Member of the Pennsylvania House of Representatives from the Chester County district
- In office 1845–1846 Serving with Robert Parke, Jesse C. Dickey, William D. Thomas, George Ladley
- Preceded by: Robert Parke, Jesse C. Dickey, Joseph Whitaker
- Succeeded by: George Ladley, Henry S. Evans, Thomas K. Bull

Personal details
- Died: February 1875 (aged 74) North Coventry Township, Pennsylvania, U.S.
- Party: Whig Republican
- Spouse: Lydia Urner
- Children: 6
- Occupation: Politician; farmer;

= William Price (Pennsylvania politician) =

American politician (died 1875)

William Price (died February 1875) was an American politician and farmer from Pennsylvania.

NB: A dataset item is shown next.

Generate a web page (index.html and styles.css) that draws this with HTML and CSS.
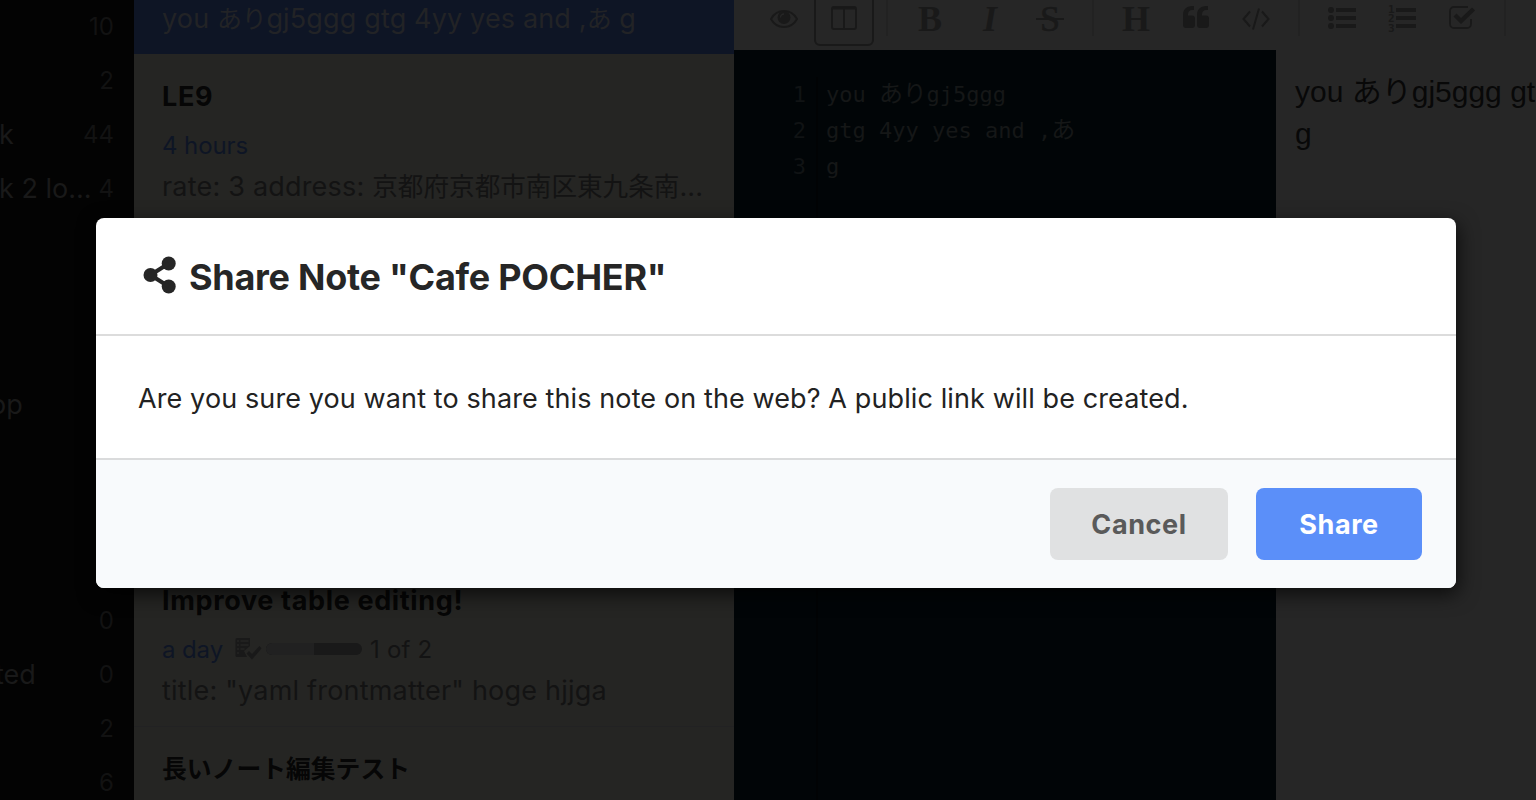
FILE: index.html
```html
<!DOCTYPE html>
<html lang="en">
<head>
<meta charset="utf-8">
<title>Share Note</title>
<link rel="stylesheet" href="styles.css">
</head>
<body>
<div class="app">
  <aside class="sidebar">
    <div class="row"><span class="name"></span><span class="count">10</span></div>
    <div class="row"><span class="name"></span><span class="count">2</span></div>
    <div class="row"><span class="name">k</span><span class="count">44</span></div>
    <div class="row"><span class="name">k 2 lo...</span><span class="count">4</span></div>
    <div class="row"></div>
    <div class="row"></div>
    <div class="row"></div>
    <div class="row"><span class="name name-op">op</span></div>
    <div class="row"></div>
    <div class="row"></div>
    <div class="row"></div>
    <div class="row"><span class="name"></span><span class="count">0</span></div>
    <div class="row"><span class="name name-ted">ted</span><span class="count">0</span></div>
    <div class="row"><span class="name"></span><span class="count">2</span></div>
    <div class="row"><span class="name"></span><span class="count">6</span></div>
  </aside>

  <section class="notes">
    <article class="note selected">
      <h2 class="note-title"></h2>
      <div class="note-meta"></div>
      <p class="note-text">you <span class="kana">あり</span>gj5ggg gtg 4yy yes and ,<span class="kana">あ</span> g</p>
    </article>
    <article class="note">
      <h2 class="note-title">LE9</h2>
      <div class="note-meta"><span class="ago">4 hours</span></div>
      <p class="note-text">rate: 3 address: <span class="jp">京都府京都市南区東九条南</span>...</p>
    </article>
    <article class="note"></article>
    <article class="note"></article>
    <article class="note">
      <h2 class="note-title">Improve table editing!</h2>
      <div class="note-meta">
        <span class="ago">a day</span>
        <svg class="tasks-icon" width="28" height="24" viewBox="0 0 28 24">
          <path fill="#191919" d="M2 1h13v8l-6 5 3 6H2a1.500 1.500 0 0 1-1.500-1.500v-16A1.500 1.500 0 0 1 2 1z"/>
          <path fill="#191919" d="M11.500 16.500l2.500-2.500 3 3 7.500-8 2 2.500L17 22.500z"/>
          <path stroke="#252523" stroke-width="1.300" d="M2 4h2M2 8h2M2 12h2M2 16h2M5.500 4h8M5.500 8h8M5.500 12h4"/>
        </svg>
        <span class="progress"><span class="progress-done"></span></span>
        <span class="progress-label">1 of 2</span>
      </div>
      <p class="note-text">title: "yaml frontmatter" hoge hjjga</p>
    </article>
    <article class="note">
      <h2 class="note-title note-title-jp">長いノート編集テスト</h2>
    </article>
  </section>

  <main class="main">
    <nav class="toolbar">
      <span class="tool tool-eye"><svg width="28" height="20" viewBox="0 0 28 20"><path fill="none" stroke="#191919" stroke-width="2" d="M1 10C4 4.500 8.500 2 14 2s10 2.500 13 8c-3 5.500-7.500 8-13 8S4 15.500 1 10z"/><circle cx="14" cy="8.500" r="6.500" fill="#191919"/><path d="M10.500 8.500A3.500 3.500 0 0 1 14 5" fill="none" stroke="#262626" stroke-width="1.300"/></svg></span>
      <span class="tool active"><svg width="26" height="24" viewBox="0 0 26 24"><rect x="1" y="1" width="24" height="22" rx="2" fill="none" stroke="#191919" stroke-width="2"/><path d="M1 2.500h24M13 2v21" stroke="#191919" stroke-width="2"/></svg></span>
      <span class="separator"></span>
      <span class="tool letter">B</span>
      <span class="tool letter italic">I</span>
      <span class="tool letter"><span class="strike">S</span></span>
      <span class="separator"></span>
      <span class="tool letter">H</span>
      <span class="tool tool-quote"><svg width="26" height="22" viewBox="0 0 26 22"><path fill="#191919" d="M11 0v4H9.500C6.500 4 5 5.500 5 8.500v1h4a3 3 0 0 1 3 3V19a3 3 0 0 1-3 3H3a3 3 0 0 1-3-3V9c0-5.500 3.500-9 9-9zM25 0v4h-1.500C20.500 4 19 5.500 19 8.500v1h4a3 3 0 0 1 3 3V19a3 3 0 0 1-3 3h-6a3 3 0 0 1-3-3V9c0-5.500 3.500-9 9-9z"/></svg></span>
      <span class="tool"><svg width="28" height="22" viewBox="0 0 28 22"><path fill="none" stroke="#191919" stroke-width="2" d="M8 3.500L1.500 11 8 18.500M20 3.500l6.500 7.500-6.500 7.500M17 .5l-6 21"/></svg></span>
      <span class="separator"></span>
      <span class="tool tool-list"><svg width="28" height="22" viewBox="0 0 28 22"><g fill="#191919"><circle cx="3" cy="3" r="3"/><circle cx="3" cy="11" r="3"/><circle cx="3" cy="19" r="3"/><path d="M8 1h20v4H8zM8 9h20v4H8zM8 17h20v4H8z"/></g></svg></span>
      <span class="tool tool-list"><svg width="28" height="28" viewBox="0 0 28 28"><g fill="#191919"><path d="M8 4h20v4H8zM8 12h20v4H8zM8 20h20v4H8z"/><g class="digits"><text x="0" y="8.500">1</text><text x="0" y="18">2</text><text x="0" y="27.500">3</text></g></g></svg></span>
      <span class="tool tool-check"><svg width="28" height="24" viewBox="0 0 28 24"><path fill="none" stroke="#191919" stroke-width="1.800" d="M20 2H6a4 4 0 0 0-4 4v13a4 4 0 0 0 4 4h13a4 4 0 0 0 4-4v-5"/><path fill="#191919" d="M5.500 11.500l3-3 4.500 4.500 11-10.500 3 3L13 19z"/></svg></span>
      <span class="separator"></span>
      <span class="tool"><svg width="26" height="22" viewBox="0 0 26 22"><path fill="none" stroke="#191919" stroke-width="2" d="M11 6l4-4 5 5-4 5M11 10l-5 4 4 5 5-4"/></svg></span>
    </nav>
    <div class="panes">
      <div class="editor">
        <div class="gutter"><span>1</span><span>2</span><span>3</span></div>
        <div class="code">
          <div>you <span class="wide">あり</span>gj5ggg</div>
          <div>gtg 4yy yes and ,<span class="wide">あ</span></div>
          <div>g</div>
        </div>
      </div>
      <div class="preview">you ありgj5ggg gtg<br>g</div>
    </div>
  </main>
</div>

<div class="modal" role="dialog">
  <header class="modal-header">
    <svg class="share-icon" width="34" height="38" viewBox="0 0 34 38"><g fill="#262626"><circle cx="7.500" cy="19" r="7"/><circle cx="25.700" cy="7.500" r="7"/><circle cx="25.700" cy="30.500" r="7"/></g><path fill="none" stroke="#262626" stroke-width="4.200" d="M25.700 7.500L7.500 19l18.200 11.500"/></svg>
    <h1 class="modal-title">Share Note "Cafe POCHER"</h1>
  </header>
  <div class="modal-body"><span class="message">Are you sure you want to share this note on the web? A public link will be created.</span></div>
  <footer class="modal-footer">
    <button class="button cancel">Cancel</button>
    <button class="button share">Share</button>
  </footer>
</div>
</body>
</html>
```
FILE: styles.css
```css
* { box-sizing: border-box; }
body {
  margin: 0;
  width: 1536px;
  height: 800px;
  overflow: hidden;
  background: #262626;
  font-family: Inter, "Noto Sans CJK JP", sans-serif;
  font-size: 27px;
}
.app { display: flex; width: 1536px; height: 800px; overflow: hidden; white-space: nowrap; }

.sidebar { width: 134px; flex: none; margin-top: -2px; background: #030303; color: #191919; overflow: hidden; }
.row { display: flex; align-items: center; justify-content: space-between; height: 54px; padding-right: 20px; }
.name { font-size: 27px; padding-top: 2px; margin-left: -1px; }
.name-op { margin-left: -10px; }
.name-ted { margin-left: -5px; }
.count { font-size: 24px; color: #121212; padding-top: 2px; }

.notes { width: 600px; flex: none; margin-top: -114px; background: #252523; overflow: hidden; height: 914px; }
.note { height: 168px; padding: 21px 28px 0; border-top: 1px solid #222223; }
.note.selected { background: #0e1525; border-color: #0e1525; }
.selected + .note { border-color: #252523; }
.note-title { margin: 0; height: 42px; line-height: 42px; font-size: 27px; font-weight: 700; letter-spacing: .65px; color: #060606; }
.note-title-jp { font-size: 24.800px; letter-spacing: 0; }
.note-meta { display: flex; align-items: center; height: 38px; margin-top: 8px; font-size: 24px; color: #131313; }
.ago { color: #0e1525; letter-spacing: -.1px; }
.tasks-icon { margin-left: 12px; }
.progress { width: 96px; height: 12px; margin-left: 3px; border-radius: 6px; background: #191919; overflow: hidden; display: flex; }
.progress-done { width: 50%; background: #212121; }
.progress-label { margin-left: 8px; letter-spacing: .2px; }
.note-text { margin: 1px 0 0; height: 44px; line-height: 44px; font-size: 27px; letter-spacing: .2px; color: #131313; }
.selected .note-text { color: #222326; letter-spacing: .15px; }
.kana { font-size: 25px; letter-spacing: -.3px; }
.jp { font-size: 25.600px; letter-spacing: 0; }

.main { flex: 1; min-width: 0; display: flex; flex-direction: column; }
.toolbar { display: flex; flex: none; height: 50px; padding-left: 20px; background: #262626; overflow: hidden; }
.tool { flex: none; display: flex; align-items: center; justify-content: center; width: 60px; height: 60px; margin-top: -14px; padding-top: 6px; color: #191919; }
.tool.active { padding-top: 4px; border: 2px solid #191919; border-radius: 6px; }
.tool-eye { padding-top: 5px; }
.tool-quote { padding-top: 2px; }
.tool-list { padding-top: 4px; }
.tool-check { padding-top: 2px; }
.letter { font-family: "Liberation Serif", serif; font-weight: 700; font-size: 36px; padding-top: 5px; }
.italic { font-style: italic; }
.strike { width: 28px; text-align: center; font-weight: 400; -webkit-text-stroke: .6px #191919; background: linear-gradient(#191919, #191919) 0 20px / 28px 2px no-repeat; }
.digits { font: 700 11px "DejaVu Sans Mono", monospace; }
.separator { flex: none; width: 2px; height: 36px; margin: 0 12px; background: #222222; }
.panes { display: flex; flex: 1; }
.editor { display: flex; width: 542px; flex: none; padding-top: 27px; background: #010507; font-family: "DejaVu Sans Mono", "Noto Sans CJK JP", monospace; font-size: 22px; line-height: 36px; color: #151717; }
.gutter { display: flex; flex-direction: column; align-items: flex-end; width: 84px; padding-right: 10px; border-right: 2px solid #010304; color: #101314; }
.code { padding-left: 8px; }
.code div { height: 36px; }
.wide { font-size: 24px; line-height: 1; letter-spacing: -.2px; }
.preview { padding: 21px 0 0 19px; font-family: "Liberation Sans", "Noto Sans CJK JP", sans-serif; font-size: 30px; line-height: 42px; color: #080808; }

.modal {
  position: absolute;
  left: 96px;
  top: 218px;
  width: 1360px;
  height: 370px;
  display: flex;
  flex-direction: column;
  border-radius: 8px;
  background: #fff;
  overflow: hidden;
  box-shadow: 2px 6px 20px rgba(0, 0, 0, .7);
}
.modal-header { display: flex; align-items: center; height: 118px; padding: 0 47px; border-bottom: 2px solid #dcdcdc; }
.share-icon { margin-top: -3px; }
.modal-title { margin: 2px 0 0 12px; font-size: 36px; font-weight: 700; letter-spacing: -.27px; color: #262626; }
.modal-body { display: flex; align-items: center; height: 124px; padding: 2px 42px 0; border-bottom: 2px solid #dadbdc; color: #222; font-size: 27px; letter-spacing: .11px; white-space: nowrap; }
.modal-footer { flex: 1; display: flex; align-items: center; justify-content: flex-end; gap: 28px; padding-right: 34px; background: #f8fafc; }
.button { height: 72px; padding: 0; border: 0; border-radius: 8px; font: 700 27px Inter, sans-serif; letter-spacing: .6px; }
.cancel { width: 178px; background: #e0e1e2; color: #5a5a5a; }
.share { width: 166px; background: #5b8ff9; color: #fff; }
```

He served as a member of the Pennsylvania House of Representatives, representing Chester County from 1845 to 1846.

==Early life==
William Price was born to Hannah (née Bach) and Daniel Price.

==Career==
Price was a Whig and later a Republican. He served as a member of the Pennsylvania House of Representatives, representing Chester County from 1845 to 1846. He worked as a farmer.

==Personal life==
Price married Lydia Urner, daughter of Jonas Urner. They had three sons and three daughters, Daniel, Jonas, Nathan, Sarah Ann, Elizabeth and Caroline. His grandson William Price Coryell was a farmer.

Price died in February 1875, aged 74, at his home in North Coventry Township, Pennsylvania.